* [Task objective] Can you transcribe every line exactly and leave the pictures behind?

____________________

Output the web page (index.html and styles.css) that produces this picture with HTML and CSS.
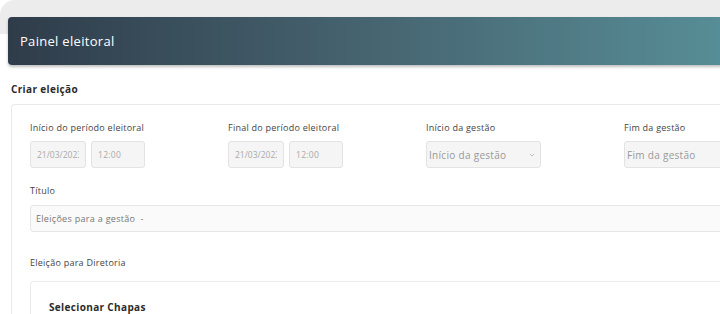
FILE: index.html
```html
<!DOCTYPE html>
<html lang="pt-BR">
<head>
    <meta charset="UTF-8">
    <meta name="viewport" content="width=device-width, initial-scale=1.0">
    <title>Painel eleitoral</title>
    <link rel="stylesheet" href="styles.css">
</head>
<body>
    <div class="app">
        <div class="banner">Painel eleitoral</div>

        <div class="content">
            <h2 class="section-title">Criar eleição</h2>
            <div class="card">
                <div class="row">
                    <div class="field">
                        <label>Início do período eleitoral</label>
                        <div class="pair">
                            <input type="text" class="date" value="21/03/2023" disabled>
                            <input type="text" class="time" value="12:00" disabled>
                        </div>
                    </div>
                    <div class="field">
                        <label>Final do período eleitoral</label>
                        <div class="pair">
                            <input type="text" class="date" value="21/03/2023" disabled>
                            <input type="text" class="time" value="12:00" disabled>
                        </div>
                    </div>
                    <div class="field">
                        <label>Início da gestão</label>
                        <div class="select">
                            <span>Início da gestão</span>
                            <svg width="6" height="4" viewBox="0 0 6 4"><path d="M0.8 1 L3 3 L5.2 1" fill="none" stroke="#aaa" stroke-width="0.7"/></svg>
                        </div>
                    </div>
                    <div class="field">
                        <label>Fim da gestão</label>
                        <input type="text" class="wide" placeholder="Fim da gestão">
                    </div>
                </div>

                <label class="title-label">Título</label>
                <input type="text" class="title-input" value="Eleições para a gestão  -">

                <p class="group-label">Eleição para Diretoria</p>
                <div class="inner-card">
                    <h3>Selecionar Chapas</h3>
                </div>
            </div>
        </div>
    </div>
</body>
</html>
```

FILE: styles.css
```css
html, body {
    margin: 0;
    padding: 0;
    overflow: hidden;
}

body {
    font-family: "Open Sans", "Liberation Sans", sans-serif;
    background-color: #fff;
    color: #333;
}

.app {
    width: 780px;
    height: 314px;
    padding: 17px 0 0 8px;
    box-sizing: border-box;
    background: linear-gradient(#ececec 34px, #fff 34px);
    border-radius: 15px 15px 0 0;
}

.banner {
    height: 48px;
    box-sizing: border-box;
    padding-left: 12px;
    display: flex;
    align-items: center;
    border-radius: 4px;
    background: linear-gradient(90deg, #2f3c4a 0px, #466470 360px, #578d96 712px);
    box-shadow: 0 2px 3px rgba(0, 0, 0, 0.25);
    color: #fff;
    font-size: 13px;
    letter-spacing: 0.3px;
}

.content {
    padding-left: 3px;
}

.section-title {
    margin: 18px 0 8px;
    font-size: 10px;
    font-weight: 700;
    letter-spacing: 0.35px;
    color: #2b2b2b;
    line-height: 13px;
}

.card {
    border: 1px solid #e9e9e9;
    border-right: none;
    border-radius: 4px 0 0 0;
    padding: 17px 0 0 18px;
    height: 220px;
}

.row {
    display: grid;
    grid-template-columns: repeat(4, 198px);
}

label, .group-label {
    display: block;
    font-size: 9px;
    letter-spacing: 0.25px;
    color: #444;
    line-height: 12px;
}

.field label {
    margin-bottom: 7px;
}

.pair {
    display: flex;
    gap: 5px;
}

input, .select {
    height: 27px;
    box-sizing: border-box;
    border: 1px solid #e3e3e3;
    border-radius: 3px;
    background-color: #f5f5f5;
    font-family: inherit;
    font-size: 8.5px;
    letter-spacing: 0.3px;
    color: #aaa;
    padding: 0 6px;
    margin: 0;
    outline: none;
}

input::placeholder {
    color: #999;
}

.date {
    width: 56px;
    letter-spacing: 0;
}

.time {
    width: 54px;
}

.select {
    width: 115px;
    display: flex;
    align-items: center;
    justify-content: space-between;
    color: #999;
    font-size: 10px;
    letter-spacing: 0.3px;
    padding: 0 5px 0 2px;
}

.wide {
    width: 120px;
    padding-left: 2px;
    font-size: 10px;
}

.title-label {
    margin: 17px 0 8px;
}

.title-input {
    display: block;
    width: 720px;
    background-color: #fafafa;
    border-color: #e6e6e6;
    color: #777;
    font-size: 9px;
    padding-left: 5px;
}

.group-label {
    margin: 25px 0 12px;
}

.inner-card {
    border: 1px solid #ececec;
    border-right: none;
    border-radius: 4px 0 0 0;
    padding: 19px 0 0 18px;
    height: 60px;
}

.inner-card h3 {
    margin: 0;
    font-size: 10px;
    font-weight: 700;
    letter-spacing: 0.35px;
    color: #2b2b2b;
    line-height: 13px;
}
```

____________________

* [Final answer]
Output the web page (index.html and styles.css) that produces this picture with HTML and CSS.
FILE: index.html
```html
<!DOCTYPE html>
<html lang="pt-BR">
<head>
    <meta charset="UTF-8">
    <meta name="viewport" content="width=device-width, initial-scale=1.0">
    <title>Painel eleitoral</title>
    <link rel="stylesheet" href="styles.css">
</head>
<body>
    <div class="app">
        <div class="banner">Painel eleitoral</div>

        <div class="content">
            <h2 class="section-title">Criar eleição</h2>
            <div class="card">
                <div class="row">
                    <div class="field">
                        <label>Início do período eleitoral</label>
                        <div class="pair">
                            <input type="text" class="date" value="21/03/2023" disabled>
                            <input type="text" class="time" value="12:00" disabled>
                        </div>
                    </div>
                    <div class="field">
                        <label>Final do período eleitoral</label>
                        <div class="pair">
                            <input type="text" class="date" value="21/03/2023" disabled>
                            <input type="text" class="time" value="12:00" disabled>
                        </div>
                    </div>
                    <div class="field">
                        <label>Início da gestão</label>
                        <div class="select">
                            <span>Início da gestão</span>
                            <svg width="6" height="4" viewBox="0 0 6 4"><path d="M0.8 1 L3 3 L5.2 1" fill="none" stroke="#aaa" stroke-width="0.7"/></svg>
                        </div>
                    </div>
                    <div class="field">
                        <label>Fim da gestão</label>
                        <input type="text" class="wide" placeholder="Fim da gestão">
                    </div>
                </div>

                <label class="title-label">Título</label>
                <input type="text" class="title-input" value="Eleições para a gestão  -">

                <p class="group-label">Eleição para Diretoria</p>
                <div class="inner-card">
                    <h3>Selecionar Chapas</h3>
                </div>
            </div>
        </div>
    </div>
</body>
</html>
```

FILE: styles.css
```css
html, body {
    margin: 0;
    padding: 0;
    overflow: hidden;
}

body {
    font-family: "Open Sans", "Liberation Sans", sans-serif;
    background-color: #fff;
    color: #333;
}

.app {
    width: 780px;
    height: 314px;
    padding: 17px 0 0 8px;
    box-sizing: border-box;
    background: linear-gradient(#ececec 34px, #fff 34px);
    border-radius: 15px 15px 0 0;
}

.banner {
    height: 48px;
    box-sizing: border-box;
    padding-left: 12px;
    display: flex;
    align-items: center;
    border-radius: 4px;
    background: linear-gradient(90deg, #2f3c4a 0px, #466470 360px, #578d96 712px);
    box-shadow: 0 2px 3px rgba(0, 0, 0, 0.25);
    color: #fff;
    font-size: 13px;
    letter-spacing: 0.3px;
}

.content {
    padding-left: 3px;
}

.section-title {
    margin: 18px 0 8px;
    font-size: 10px;
    font-weight: 700;
    letter-spacing: 0.35px;
    color: #2b2b2b;
    line-height: 13px;
}

.card {
    border: 1px solid #e9e9e9;
    border-right: none;
    border-radius: 4px 0 0 0;
    padding: 17px 0 0 18px;
    height: 220px;
}

.row {
    display: grid;
    grid-template-columns: repeat(4, 198px);
}

label, .group-label {
    display: block;
    font-size: 9px;
    letter-spacing: 0.25px;
    color: #444;
    line-height: 12px;
}

.field label {
    margin-bottom: 7px;
}

.pair {
    display: flex;
    gap: 5px;
}

input, .select {
    height: 27px;
    box-sizing: border-box;
    border: 1px solid #e3e3e3;
    border-radius: 3px;
    background-color: #f5f5f5;
    font-family: inherit;
    font-size: 8.5px;
    letter-spacing: 0.3px;
    color: #aaa;
    padding: 0 6px;
    margin: 0;
    outline: none;
}

input::placeholder {
    color: #999;
}

.date {
    width: 56px;
    letter-spacing: 0;
}

.time {
    width: 54px;
}

.select {
    width: 115px;
    display: flex;
    align-items: center;
    justify-content: space-between;
    color: #999;
    font-size: 10px;
    letter-spacing: 0.3px;
    padding: 0 5px 0 2px;
}

.wide {
    width: 120px;
    padding-left: 2px;
    font-size: 10px;
}

.title-label {
    margin: 17px 0 8px;
}

.title-input {
    display: block;
    width: 720px;
    background-color: #fafafa;
    border-color: #e6e6e6;
    color: #777;
    font-size: 9px;
    padding-left: 5px;
}

.group-label {
    margin: 25px 0 12px;
}

.inner-card {
    border: 1px solid #ececec;
    border-right: none;
    border-radius: 4px 0 0 0;
    padding: 19px 0 0 18px;
    height: 60px;
}

.inner-card h3 {
    margin: 0;
    font-size: 10px;
    font-weight: 700;
    letter-spacing: 0.35px;
    color: #2b2b2b;
    line-height: 13px;
}
```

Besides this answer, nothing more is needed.